◆ **EXERCISE**: Quote the listing below in its entirety, omitting every image.

◆ **AVAILABLE DATA**:
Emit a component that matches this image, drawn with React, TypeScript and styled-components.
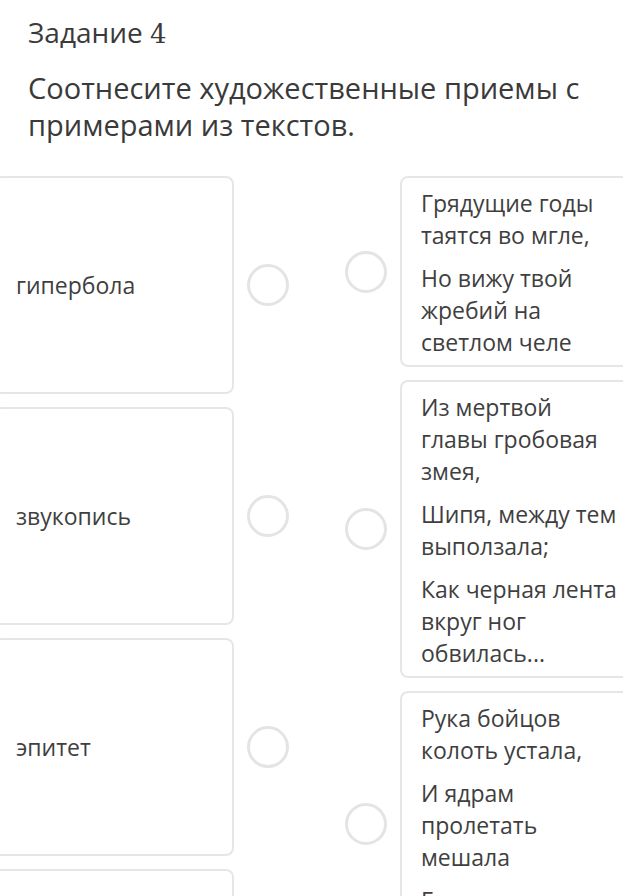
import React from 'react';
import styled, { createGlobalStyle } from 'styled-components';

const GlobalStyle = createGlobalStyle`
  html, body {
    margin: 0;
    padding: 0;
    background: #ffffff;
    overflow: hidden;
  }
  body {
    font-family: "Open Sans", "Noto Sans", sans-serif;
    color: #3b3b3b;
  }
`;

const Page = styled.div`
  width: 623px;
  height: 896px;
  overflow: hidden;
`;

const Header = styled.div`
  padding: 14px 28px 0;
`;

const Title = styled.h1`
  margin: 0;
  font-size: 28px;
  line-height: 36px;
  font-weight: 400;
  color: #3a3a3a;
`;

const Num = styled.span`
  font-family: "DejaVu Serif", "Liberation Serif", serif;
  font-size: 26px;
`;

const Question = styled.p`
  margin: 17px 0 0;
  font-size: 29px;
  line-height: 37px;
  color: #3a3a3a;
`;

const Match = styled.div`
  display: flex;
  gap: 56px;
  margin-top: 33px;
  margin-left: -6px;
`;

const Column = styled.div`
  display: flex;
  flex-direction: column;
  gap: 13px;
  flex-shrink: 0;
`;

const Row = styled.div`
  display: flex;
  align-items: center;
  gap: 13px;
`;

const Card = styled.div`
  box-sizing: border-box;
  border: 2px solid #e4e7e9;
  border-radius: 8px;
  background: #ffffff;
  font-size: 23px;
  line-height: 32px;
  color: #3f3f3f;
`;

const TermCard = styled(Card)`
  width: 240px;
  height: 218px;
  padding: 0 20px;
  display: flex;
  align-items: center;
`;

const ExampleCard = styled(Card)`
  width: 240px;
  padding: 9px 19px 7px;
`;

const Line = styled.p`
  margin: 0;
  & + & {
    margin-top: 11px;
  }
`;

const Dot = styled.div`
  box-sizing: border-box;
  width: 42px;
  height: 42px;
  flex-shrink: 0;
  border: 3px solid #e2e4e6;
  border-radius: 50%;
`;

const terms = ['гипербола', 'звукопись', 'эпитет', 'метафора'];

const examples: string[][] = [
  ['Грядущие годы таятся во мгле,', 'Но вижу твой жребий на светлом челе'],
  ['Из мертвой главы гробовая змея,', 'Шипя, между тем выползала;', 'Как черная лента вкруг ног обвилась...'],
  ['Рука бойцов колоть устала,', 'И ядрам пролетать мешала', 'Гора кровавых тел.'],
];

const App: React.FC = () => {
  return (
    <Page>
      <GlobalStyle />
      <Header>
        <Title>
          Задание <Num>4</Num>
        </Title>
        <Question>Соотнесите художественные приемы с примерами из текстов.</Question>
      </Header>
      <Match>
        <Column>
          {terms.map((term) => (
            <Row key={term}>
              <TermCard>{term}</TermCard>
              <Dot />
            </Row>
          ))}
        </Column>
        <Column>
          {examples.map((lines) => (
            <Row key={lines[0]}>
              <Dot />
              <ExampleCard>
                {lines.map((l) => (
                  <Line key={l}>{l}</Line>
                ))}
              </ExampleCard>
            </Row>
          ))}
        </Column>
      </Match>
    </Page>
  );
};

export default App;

◆ **RESPONSE**:
Emit a component that matches this image, drawn with React, TypeScript and styled-components.
import React from 'react';
import styled, { createGlobalStyle } from 'styled-components';

const GlobalStyle = createGlobalStyle`
  html, body {
    margin: 0;
    padding: 0;
    background: #ffffff;
    overflow: hidden;
  }
  body {
    font-family: "Open Sans", "Noto Sans", sans-serif;
    color: #3b3b3b;
  }
`;

const Page = styled.div`
  width: 623px;
  height: 896px;
  overflow: hidden;
`;

const Header = styled.div`
  padding: 14px 28px 0;
`;

const Title = styled.h1`
  margin: 0;
  font-size: 28px;
  line-height: 36px;
  font-weight: 400;
  color: #3a3a3a;
`;

const Num = styled.span`
  font-family: "DejaVu Serif", "Liberation Serif", serif;
  font-size: 26px;
`;

const Question = styled.p`
  margin: 17px 0 0;
  font-size: 29px;
  line-height: 37px;
  color: #3a3a3a;
`;

const Match = styled.div`
  display: flex;
  gap: 56px;
  margin-top: 33px;
  margin-left: -6px;
`;

const Column = styled.div`
  display: flex;
  flex-direction: column;
  gap: 13px;
  flex-shrink: 0;
`;

const Row = styled.div`
  display: flex;
  align-items: center;
  gap: 13px;
`;

const Card = styled.div`
  box-sizing: border-box;
  border: 2px solid #e4e7e9;
  border-radius: 8px;
  background: #ffffff;
  font-size: 23px;
  line-height: 32px;
  color: #3f3f3f;
`;

const TermCard = styled(Card)`
  width: 240px;
  height: 218px;
  padding: 0 20px;
  display: flex;
  align-items: center;
`;

const ExampleCard = styled(Card)`
  width: 240px;
  padding: 9px 19px 7px;
`;

const Line = styled.p`
  margin: 0;
  & + & {
    margin-top: 11px;
  }
`;

const Dot = styled.div`
  box-sizing: border-box;
  width: 42px;
  height: 42px;
  flex-shrink: 0;
  border: 3px solid #e2e4e6;
  border-radius: 50%;
`;

const terms = ['гипербола', 'звукопись', 'эпитет', 'метафора'];

const examples: string[][] = [
  ['Грядущие годы таятся во мгле,', 'Но вижу твой жребий на светлом челе'],
  ['Из мертвой главы гробовая змея,', 'Шипя, между тем выползала;', 'Как черная лента вкруг ног обвилась...'],
  ['Рука бойцов колоть устала,', 'И ядрам пролетать мешала', 'Гора кровавых тел.'],
];

const App: React.FC = () => {
  return (
    <Page>
      <GlobalStyle />
      <Header>
        <Title>
          Задание <Num>4</Num>
        </Title>
        <Question>Соотнесите художественные приемы с примерами из текстов.</Question>
      </Header>
      <Match>
        <Column>
          {terms.map((term) => (
            <Row key={term}>
              <TermCard>{term}</TermCard>
              <Dot />
            </Row>
          ))}
        </Column>
        <Column>
          {examples.map((lines) => (
            <Row key={lines[0]}>
              <Dot />
              <ExampleCard>
                {lines.map((l) => (
                  <Line key={l}>{l}</Line>
                ))}
              </ExampleCard>
            </Row>
          ))}
        </Column>
      </Match>
    </Page>
  );
};

export default App;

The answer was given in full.